When the Algorithm Recommends, Who Is Responsible?
- Theoplis Stewart II
- 6 days ago
- 2 min read
Introduction
Leadership has always been about making decisions under uncertainty with incomplete information. That hasn't changed. What's changing is the nature of the support systems around those decisions — and the new accountability questions they create.
According to McKinsey's 2026 State of Organizations report, AI has shifted from isolated tools to platforms sitting "at the center of workflows, decisions, and customer journeys." It's no longer optional infrastructure. It's the infrastructure.
The Accountability Gap
An AI system recommends a decision. A human leader approves it. The decision turns out wrong. Who is responsible? The human approved it — that accountability is correct and important. But HBR identified a structural problem: leaders are increasingly approving AI recommendations without fully understanding the reasoning behind them. This produces automation bias — the predictable tendency to over-rely on automated recommendations, especially dangerous when the system is wrong in ways the human reviewer isn't equipped to detect.

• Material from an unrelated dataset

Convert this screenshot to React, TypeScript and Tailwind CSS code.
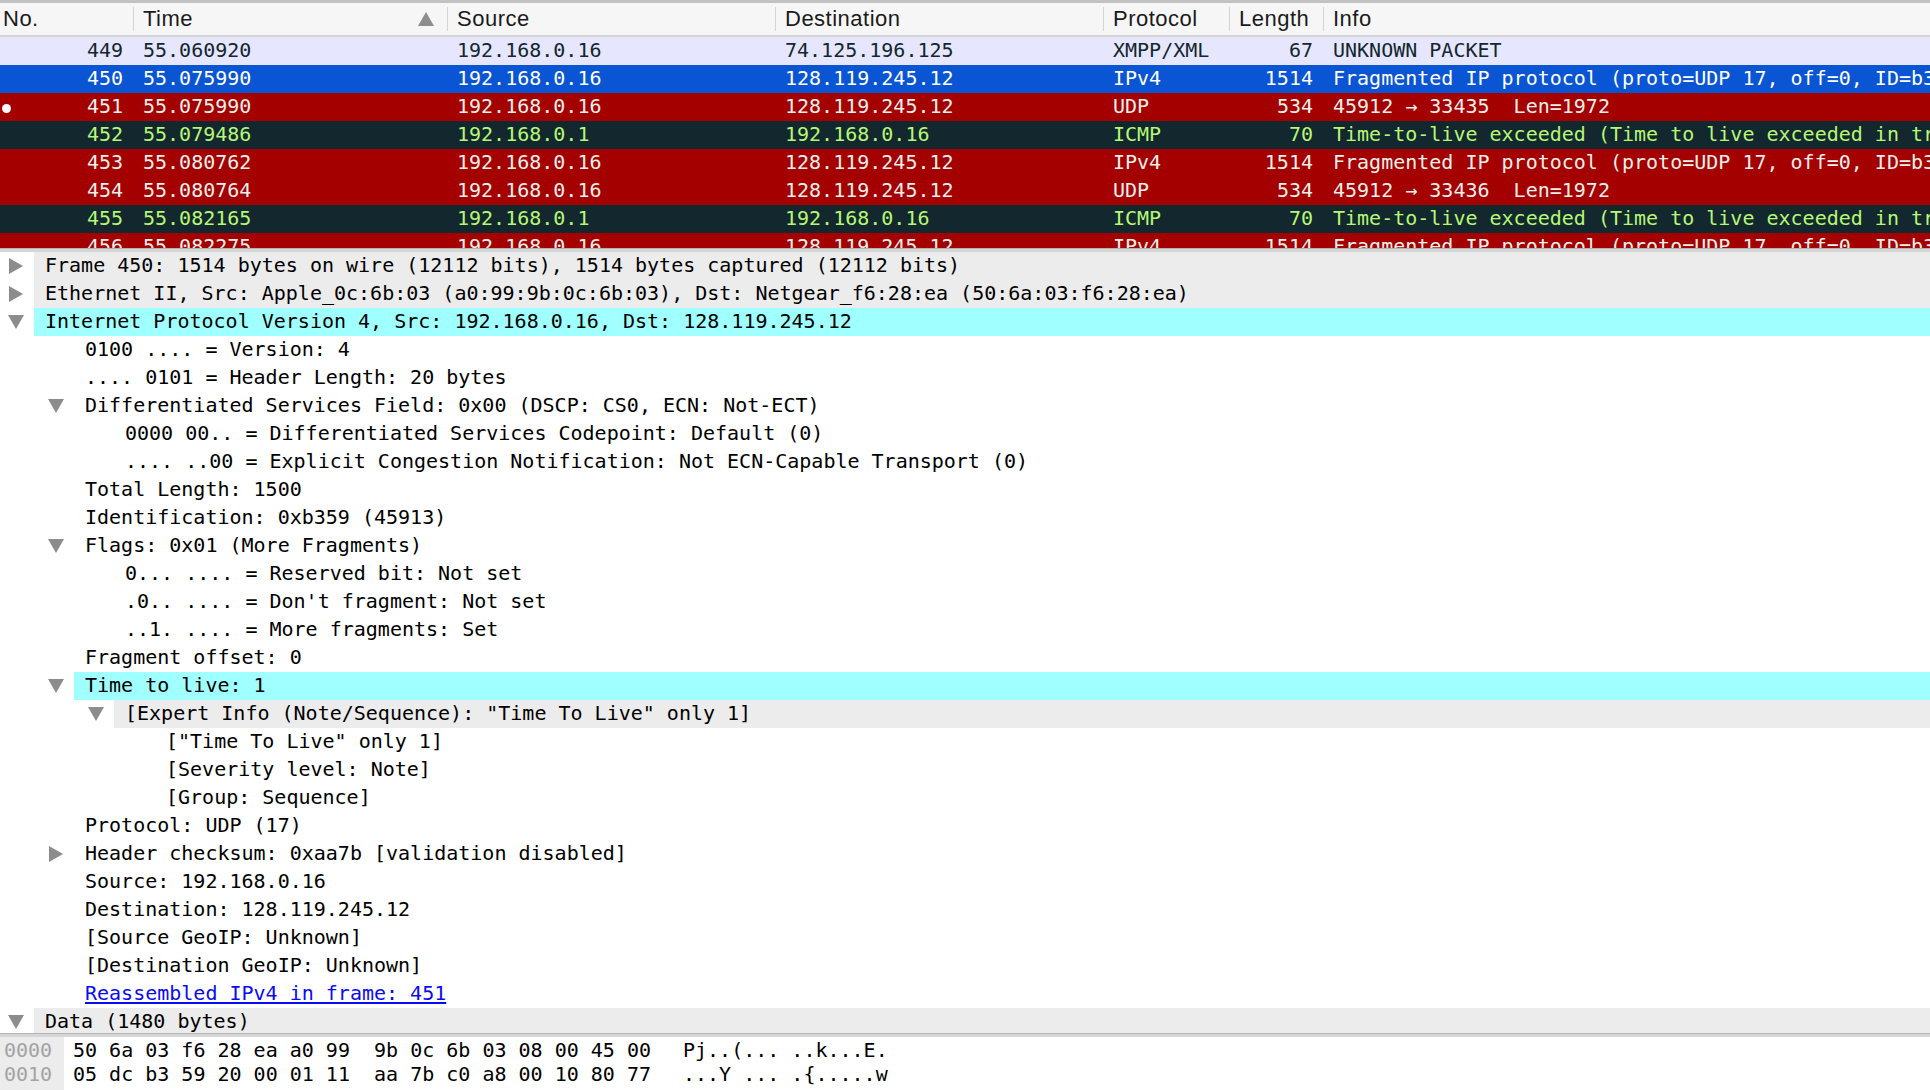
import React from "react";

const mono = "font-[family-name:'DejaVu_Sans_Mono',Menlo,monospace]";
const sans = "font-[family-name:'Liberation_Sans',Arial,sans-serif]";

type Kind = "tcp" | "sel" | "ttl" | "icmp";

const rowColors: Record<Kind, string> = {
    tcp: "bg-[#e6e6ff] text-[#12272e]",
    sel: "bg-[#0a55d4] text-white",
    ttl: "bg-[#a40000] text-[#ecf0eb]",
    icmp: "bg-[#12272e] text-[#b7f774]",
};

const packets: {
    no: string;
    time: string;
    src: string;
    dst: string;
    proto: string;
    len: string;
    info: string;
    kind: Kind;
    mark?: boolean;
}[] = [
    { no: "449", time: "55.060920", src: "192.168.0.16", dst: "74.125.196.125", proto: "XMPP/XML", len: "67", info: "UNKNOWN PACKET", kind: "tcp" },
    { no: "450", time: "55.075990", src: "192.168.0.16", dst: "128.119.245.12", proto: "IPv4", len: "1514", info: "Fragmented IP protocol (proto=UDP 17, off=0, ID=b359) [Reassembled in #451]", kind: "sel" },
    { no: "451", time: "55.075990", src: "192.168.0.16", dst: "128.119.245.12", proto: "UDP", len: "534", info: "45912 → 33435  Len=1972", kind: "ttl", mark: true },
    { no: "452", time: "55.079486", src: "192.168.0.1", dst: "192.168.0.16", proto: "ICMP", len: "70", info: "Time-to-live exceeded (Time to live exceeded in transit)", kind: "icmp" },
    { no: "453", time: "55.080762", src: "192.168.0.16", dst: "128.119.245.12", proto: "IPv4", len: "1514", info: "Fragmented IP protocol (proto=UDP 17, off=0, ID=b35a) [Reassembled in #454]", kind: "ttl" },
    { no: "454", time: "55.080764", src: "192.168.0.16", dst: "128.119.245.12", proto: "UDP", len: "534", info: "45912 → 33436  Len=1972", kind: "ttl" },
    { no: "455", time: "55.082165", src: "192.168.0.1", dst: "192.168.0.16", proto: "ICMP", len: "70", info: "Time-to-live exceeded (Time to live exceeded in transit)", kind: "icmp" },
    { no: "456", time: "55.082275", src: "192.168.0.16", dst: "128.119.245.12", proto: "IPv4", len: "1514", info: "Fragmented IP protocol (proto=UDP 17, off=0, ID=b35b) [Reassembled in #457]", kind: "ttl" },
];

type Node = {
    level: number;
    text: string;
    arrow?: "right" | "down";
    bg?: "gray" | "cyan";
    link?: boolean;
};

const tree: Node[] = [
    { level: 0, text: "Frame 450: 1514 bytes on wire (12112 bits), 1514 bytes captured (12112 bits)", arrow: "right", bg: "gray" },
    { level: 0, text: "Ethernet II, Src: Apple_0c:6b:03 (a0:99:9b:0c:6b:03), Dst: Netgear_f6:28:ea (50:6a:03:f6:28:ea)", arrow: "right", bg: "gray" },
    { level: 0, text: "Internet Protocol Version 4, Src: 192.168.0.16, Dst: 128.119.245.12", arrow: "down", bg: "cyan" },
    { level: 1, text: "0100 .... = Version: 4" },
    { level: 1, text: ".... 0101 = Header Length: 20 bytes" },
    { level: 1, text: "Differentiated Services Field: 0x00 (DSCP: CS0, ECN: Not-ECT)", arrow: "down" },
    { level: 2, text: "0000 00.. = Differentiated Services Codepoint: Default (0)" },
    { level: 2, text: ".... ..00 = Explicit Congestion Notification: Not ECN-Capable Transport (0)" },
    { level: 1, text: "Total Length: 1500" },
    { level: 1, text: "Identification: 0xb359 (45913)" },
    { level: 1, text: "Flags: 0x01 (More Fragments)", arrow: "down" },
    { level: 2, text: "0... .... = Reserved bit: Not set" },
    { level: 2, text: ".0.. .... = Don't fragment: Not set" },
    { level: 2, text: "..1. .... = More fragments: Set" },
    { level: 1, text: "Fragment offset: 0" },
    { level: 1, text: "Time to live: 1", arrow: "down", bg: "cyan" },
    { level: 2, text: '[Expert Info (Note/Sequence): "Time To Live" only 1]', arrow: "down", bg: "gray" },
    { level: 3, text: '["Time To Live" only 1]' },
    { level: 3, text: "[Severity level: Note]" },
    { level: 3, text: "[Group: Sequence]" },
    { level: 1, text: "Protocol: UDP (17)" },
    { level: 1, text: "Header checksum: 0xaa7b [validation disabled]", arrow: "right" },
    { level: 1, text: "Source: 192.168.0.16" },
    { level: 1, text: "Destination: 128.119.245.12" },
    { level: 1, text: "[Source GeoIP: Unknown]" },
    { level: 1, text: "[Destination GeoIP: Unknown]" },
    { level: 1, text: "Reassembled IPv4 in frame: 451", link: true },
    { level: 0, text: "Data (1480 bytes)", arrow: "down", bg: "gray" },
];

const marginW = ["w-[34px]", "w-[74px]", "w-[114px]", "w-[155px]"];
const nodeBg = { gray: "bg-[#ececec]", cyan: "bg-[#a0ffff]" };

const hexRows = [
    { off: "0000", hex: "50 6a 03 f6 28 ea a0 99  9b 0c 6b 03 08 00 45 00", ascii: "Pj..(... ..k...E." },
    { off: "0010", hex: "05 dc b3 59 20 00 01 11  aa 7b c0 a8 00 10 80 77", ascii: "...Y ... .{.....w" },
    { off: "0020", hex: "f5 0c b3 58 82 9b 07 bc  6f 2d 00 00 00 00 00 00", ascii: "...X.... o-......" },
];

const cols = "grid grid-cols-[133px_314px_328px_328px_126px_94px_1fr]";

function Arrow({ dir }: { dir: "right" | "down" }) {
    return (
        <svg width="16" height="16" viewBox="0 0 16 16" className="shrink-0">
            {dir === "right" ? (
                <polygon points="1,0 15,8 1,16" fill="#8c8c8c" />
            ) : (
                <polygon points="0,1 16,1 8,15" fill="#8c8c8c" />
            )}
        </svg>
    );
}

function HeaderCell({ label, first, sort }: { label: string; first?: boolean; sort?: boolean }) {
    return (
        <div className="flex items-center h-full overflow-hidden">
            {!first && <div className="w-px h-[24px] bg-[#d4d4d4] shrink-0" />}
            <span className={first ? "pl-[3px]" : "pl-[9px]"}>{label}</span>
            {sort && (
                <svg width="16" height="14" viewBox="0 0 16 14" className="ml-auto mr-[13px]">
                    <polygon points="8,0 16,14 0,14" fill="#8e8e8e" />
                </svg>
            )}
        </div>
    );
}

export default function App() {
    return (
        <div className="w-[1930px] h-[1090px] overflow-hidden bg-white flex flex-col border-t-[3px] border-[#c2c2c2]">
            {/* packet list header */}
            <div className={`${cols} ${sans} h-[34px] shrink-0 bg-[#f6f6f6] border-b-2 border-[#d4d4d4] text-[22px] tracking-[0.5px] leading-[32px] text-[#1b1b1b]`}>
                <HeaderCell label="No." first />
                <HeaderCell label="Time" sort />
                <HeaderCell label="Source" />
                <HeaderCell label="Destination" />
                <HeaderCell label="Protocol" />
                <HeaderCell label="Length" />
                <HeaderCell label="Info" />
            </div>

            {/* packet list */}
            <div className={`h-[211px] shrink-0 overflow-hidden ${mono} text-[20px] leading-[26px]`}>
                {packets.map((p) => (
                    <div key={p.no} className={`${cols} h-[28px] whitespace-pre ${rowColors[p.kind]}`}>
                        <div className="relative text-right pr-[10px]">
                            {p.mark && <span className="absolute left-[2px] top-[11px] w-[9px] h-[9px] rounded-full bg-white" />}
                            {p.no}
                        </div>
                        <div className="pl-[10px] overflow-hidden">{p.time}</div>
                        <div className="pl-[10px] overflow-hidden">{p.src}</div>
                        <div className="pl-[10px] overflow-hidden">{p.dst}</div>
                        <div className="pl-[10px] overflow-hidden">{p.proto}</div>
                        <div className="text-right pr-[10px] overflow-hidden">{p.len}</div>
                        <div className="pl-[10px] overflow-hidden">{p.info}</div>
                    </div>
                ))}
            </div>

            <div className="h-[4px] shrink-0 bg-[#d6d6d6] border-t border-[#b4b4b4]" />

            {/* packet details */}
            <div className={`h-[781px] shrink-0 overflow-hidden ${mono} text-[20px] leading-[26px] text-black`}>
                {tree.map((n, i) => (
                    <div key={i} className="flex h-[28px]">
                        <div className={`${marginW[n.level]} shrink-0 flex items-center justify-end pr-[10px]`}>
                            {n.arrow && <Arrow dir={n.arrow} />}
                        </div>
                        <div className={`flex-1 pl-[11px] whitespace-pre overflow-hidden ${n.bg ? nodeBg[n.bg] : ""}`}>
                            {n.link ? <span className="text-[#0a0af5] underline underline-offset-2">{n.text}</span> : n.text}
                        </div>
                    </div>
                ))}
            </div>

            <div className="h-[4px] shrink-0 bg-[#d6d6d6] border-t border-[#b4b4b4]" />

            {/* bytes pane */}
            <div className={`flex-1 flex overflow-hidden ${mono} text-[20px] leading-[24px]`}>
                <div className="w-[64px] shrink-0 bg-[#ececec] pt-[1px] pl-[4px] text-[#a3a3a3]">
                    {hexRows.map((r) => (
                        <div key={r.off}>{r.off}</div>
                    ))}
                </div>
                <div className="w-[619px] shrink-0 pt-[1px] pl-[9px] whitespace-pre text-black">
                    {hexRows.map((r) => (
                        <div key={r.off}>{r.hex}</div>
                    ))}
                </div>
                <div className="flex-1 pt-[1px] whitespace-pre text-black">
                    {hexRows.map((r) => (
                        <div key={r.off}>{r.ascii}</div>
                    ))}
                </div>
            </div>
        </div>
    );
}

What "Change Fitness" Actually Means
HBS researchers identified "change fitness" — the capacity for continuous organizational adaptation — as the most important leadership capability right now. The specific kind of change AI forces is not about tolerating disruption. It's about continuously re-examining governance: who decides what, based on what information, with what review processes, and with what accountability structures.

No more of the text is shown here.